Rear intakes will make you re-circulate that air if you don't do it properly.
I also don't like the fact that it has no hard drive cooling. Any hard drive with a rotational speed >=7200rpms REQUIRES active cooling; it's not so much the 7200rpm drives that get hot as it is the controller chips on the bottom of the drives. @ 10,000rpms though, the entire drive needs cooling.
You up for trying something a little different? I've never done this inside of a case, but it works well enough outside of one, and in theory it'll work...

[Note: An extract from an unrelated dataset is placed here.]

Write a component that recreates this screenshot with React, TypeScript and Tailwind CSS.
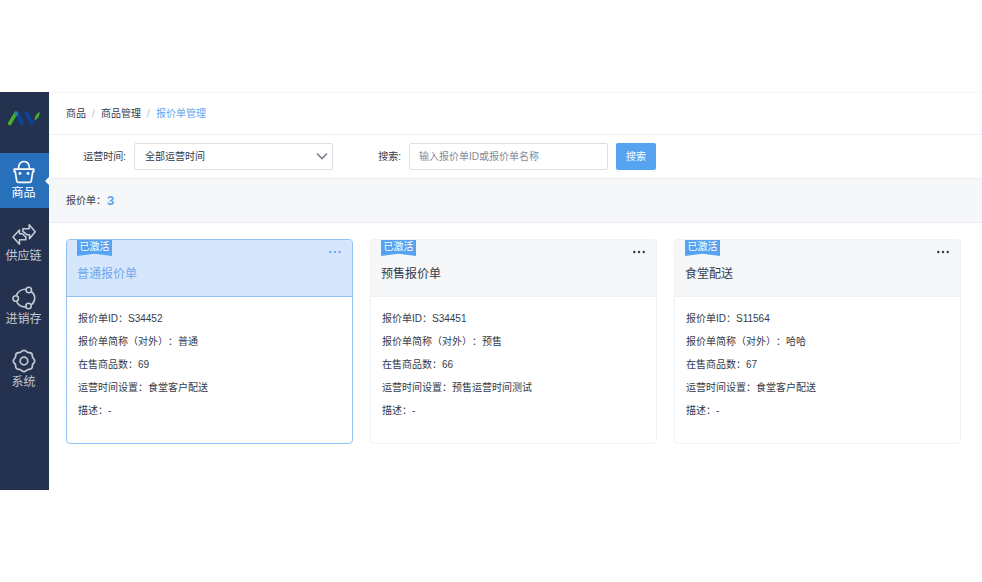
import { clsx } from "clsx";

const menus = [
  { name: "商品", icon: BasketIcon, active: true },
  { name: "供应链", icon: SupplyIcon, active: false },
  { name: "进销存", icon: StockIcon, active: false },
  { name: "系统", icon: SystemIcon, active: false },
];

const quotations = [
  { id: "S34452", name: "普通报价单", shortName: "普通", count: 69, time: "食堂客户配送", desc: "-", active: true },
  { id: "S34451", name: "预售报价单", shortName: "预售", count: 66, time: "预售运营时间测试", desc: "-", active: false },
  { id: "S11564", name: "食堂配送", shortName: "哈哈", count: 67, time: "食堂客户配送", desc: "-", active: false },
];

function Logo() {
  return (
    <svg className="w-9 h-5" viewBox="0 0 36 20" fill="none" strokeLinecap="round">
      <path d="M11 4.500 16 14M20.500 4.500 26 14" stroke="#0b4397" strokeWidth="4" />
      <path d="M9.700 4.500 3.700 14.500" stroke="#43b02e" strokeWidth="3.600" />
      <path d="M10.300 4v1.500" stroke="#2b8292" strokeWidth="3.600" />
      <path d="M33.500 3c.6 3-1.200 6.500-4.800 8.600-.2-3.600 1.400-7 4.800-8.600Z" fill="#43b02e" />
    </svg>
  );
}

function BasketIcon() {
  return (
    <svg className="w-6 h-6" viewBox="0 0 24 24" fill="none" stroke="currentColor" strokeWidth="1.700" strokeLinejoin="round">
      <path d="M2.200 9.200h19.600v2.300h-1l-1.500 9.300c-.2 1-.8 1.600-1.800 1.600h-11c-1 0-1.600-.6-1.800-1.600L3.200 11.500h-1Z" />
      <path d="M6.500 9C6.500 4.500 8.500 1.500 12 1.500S17.500 4.500 17.500 9" />
      <circle cx="8" cy="13.500" r="1.400" fill="currentColor" stroke="none" />
      <circle cx="16" cy="13.500" r="1.400" fill="currentColor" stroke="none" />
    </svg>
  );
}

function SupplyIcon() {
  return (
    <svg className="w-6 h-6" viewBox="0 0 24 24" fill="none" stroke="currentColor" strokeWidth="1.600" strokeLinejoin="round">
      <path d="M17.200 5.700v-4l6 7-5.700 7v-4h-2.700l-3.900-3.400V5.700Z" />
      <path d="M7.500 10.700V7L1 14l6.500 7.200v-4.500h6.300v-2.700l-3.600-3.300Z" />
    </svg>
  );
}

function StockIcon() {
  return (
    <svg className="w-6 h-6" viewBox="0 0 24 24" fill="none" stroke="currentColor" strokeWidth="1.600">
      <circle cx="3.700" cy="12.500" r="2.700" />
      <circle cx="16.800" cy="4" r="2.700" />
      <circle cx="16.500" cy="20" r="2.700" />
      <path d="M4.400 9.800C5.700 5.800 9.500 3 14.100 3.300M19.200 5.500c4.700 3.400 4.700 9.700.1 13.500M4.500 15.200c1.500 3.800 4.800 6 9.300 5.600" />
    </svg>
  );
}

function SystemIcon() {
  return (
    <svg className="w-6 h-6" viewBox="0 0 24 24" fill="none" stroke="currentColor" strokeWidth="1.700" strokeLinejoin="round">
      <path d="M9.700 2.300Q12 .4 14.300 2.300C15.200 3.600 16 3.800 17.300 3.600Q20.300 3.800 20.400 6.700C20.200 8 20.400 8.800 21.700 9.700Q23.600 12 21.700 14.300C20.400 15.200 20.200 16 20.400 17.300Q20.300 20.200 17.300 20.400C16 20.200 15.200 20.400 14.300 21.700Q12 23.600 9.700 21.700C8.800 20.400 8 20.200 6.700 20.400Q3.700 20.200 3.600 17.300C3.800 16 3.600 15.200 2.300 14.300Q.4 12 2.300 9.700C3.600 8.800 3.800 8 3.600 6.700Q3.700 3.800 6.700 3.600C8 3.800 8.800 3.600 9.700 2.300Z" />
      <circle cx="12" cy="12" r="3.800" />
    </svg>
  );
}

function Sidebar() {
  return (
    <aside className="w-[49px] shrink-0 bg-[#243250]">
      <div className="h-[61px] flex items-center justify-center pr-[2px] pb-2">
        <Logo />
      </div>
      <nav className="flex flex-col gap-2">
        {menus.map((menu) => (
          <a
            key={menu.name}
            href="#"
            className={clsx(
              "relative h-[55px] flex flex-col items-center justify-center gap-px pr-[2px] pb-px text-xs leading-4",
              menu.active ? "bg-[#2870b9] text-white" : "text-[#c3c9d3]"
            )}
          >
            <menu.icon />
            <span>{menu.name}</span>
            {menu.active && (
              <span className="absolute right-0 top-1/2 -translate-y-1/2 border-y-4 border-r-4 border-y-transparent border-r-white" />
            )}
          </a>
        ))}
      </nav>
    </aside>
  );
}

function Breadcrumb() {
  return (
    <div className="h-[43px] flex items-center gap-1 pl-[17px] border-y border-t-[#f5f6f7] border-b-[#edf1f5]">
      <a href="#">商品</a>
      <span className="w-[7px] text-center text-[#b9bec6]">/</span>
      <a href="#">商品管理</a>
      <span className="w-[7px] text-center text-[#b9bec6]">/</span>
      <a href="#" className="text-[#5fa5ee]">报价单管理</a>
    </div>
  );
}

function Filter() {
  return (
    <form className="h-[43px] flex items-center gap-2 pl-[17px]">
      <label htmlFor="time" className="w-[60px] text-right">运营时间:</label>
      <div className="relative w-[199px]">
        <select id="time" className="block w-full h-[27px] appearance-none rounded-xs border border-[#dcdfe4] bg-white pl-[10px] pr-6 outline-none">
          <option>全部运营时间</option>
        </select>
        <svg className="absolute right-[5px] top-[7px] w-3 h-3 pointer-events-none" viewBox="0 0 12 12" fill="none" stroke="#7a828e" strokeWidth="1.700">
          <path d="M1 3.500 6 8.500l5-5" />
        </svg>
      </div>
      <label htmlFor="search" className="w-[60px] text-right">搜索:</label>
      <input
        id="search"
        type="text"
        placeholder="输入报价单ID或报价单名称"
        className="w-[199px] h-[27px] rounded-xs border border-[#dcdfe4] bg-white px-[9px] outline-none placeholder:text-[#858a96]"
      />
      <button type="submit" className="w-10 h-[27px] rounded-xs bg-[#56a3f2] text-white">搜索</button>
    </form>
  );
}

function QuotationCard({ quotation }: { quotation: (typeof quotations)[number] }) {
  return (
    <section
      className={clsx(
        "rounded-sm border bg-white",
        quotation.active ? "border-[#92c2f4]" : "border-[#f0f1f3]"
      )}
    >
      <div
        className={clsx(
          "h-[57px] flex items-start justify-between rounded-t-[3px] border-b px-[10px]",
          quotation.active ? "bg-[#d6e7fd] border-b-[#92c2f4] text-[#70a8ee]" : "bg-[#f6f7f9] border-b-[#f0f1f3] text-[#333b4b]"
        )}
      >
        <div>
          <div className="w-[35px] h-4 bg-[#56a3f2] text-center leading-[14px] text-white [clip-path:polygon(0_0,100%_0,100%_100%,50%_86%,0_100%)]">
            已激活
          </div>
          <h2 className="mt-[10px] text-xs leading-4">{quotation.name}</h2>
        </div>
        <button type="button" aria-label="更多" className="mt-[10px] px-px">
          <svg className="w-3 h-1" viewBox="0 0 12 4" fill="currentColor">
            <circle cx="1.300" cy="2" r="1.200" />
            <circle cx="6" cy="2" r="1.200" />
            <circle cx="10.700" cy="2" r="1.200" />
          </svg>
        </button>
      </div>
      <div className="px-[11px] pt-[10px] pb-[21px] leading-[23px]">
        <p>报价单ID：{quotation.id}</p>
        <p>报价单简称（对外）：{quotation.shortName}</p>
        <p>在售商品数：{quotation.count}</p>
        <p>运营时间设置：{quotation.time}</p>
        <p>描述：{quotation.desc}</p>
      </div>
    </section>
  );
}

export default function App() {
  return (
    <div className="bg-white pt-[92px] font-['Liberation_Sans','Noto_Sans_CJK_SC',sans-serif] text-[10px] text-[#333b4b] [text-spacing-trim:space-all]">
      <div className="flex">
        <Sidebar />
        <main className="flex-1 min-w-0">
          <Breadcrumb />
          <Filter />
          <div className="h-[45px] flex items-center gap-px pl-[17px] bg-[#f6f7f9] border-y border-[#eceef1]">
            <span>报价单：</span>
            <span className="text-[13px] leading-4 font-bold text-[#5fa5ee]">{quotations.length}</span>
          </div>
          <div className="grid grid-cols-3 gap-[17px] pt-4 pl-[17px] pr-[21px] pb-[46px]">
            {quotations.map((quotation) => (
              <QuotationCard key={quotation.id} quotation={quotation} />
            ))}
          </div>
        </main>
      </div>
    </div>
  );
}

What about adding 2 more 120mm fans on the side panel, and opening up the rear of the case, removing all the other fans, and covering all the holes with wire mesh?
The idea being that the motherboard and the stuff attached to it will be bathed in a stream of cold air that's blowing onto it at a 90* angle, and the air is then just allowed to find it's own way out of the case; if you have enough open area in the case in the form of unused fan cutouts and holes you've cut and stuff, there will be little/no backpressure, and it should work fine.
This is basically how the G5's case works, btw.
Switches = higher model that comes with a fan controller.
Rear intake / PSU exhaust. Got that covered. Dell case has a 90 degree rounded duct for the HSF (actually it only uses a rear exhaust fan with a duct to the HS) I will attach that to the PSU exhaust to duct the hot air upwards leaving the rear intake underneath it free to suck in all the cold air it needs.
I do like your idea though, so basically turn all the fans into intake fans and let the air escape from the rear on its own?
I haven't dont any modification to the case yet, so I am open to all suggestions. I do plan to mod it.
I COULD add one 120 taking up the bottom 2 5.25 bays blowing in, wouldn't that push the air towards the exit faster?
You might try just disconnecting the power to all the case fans, except the 2 side fans (make sure they're blowing into the case) and see what it does like that, too.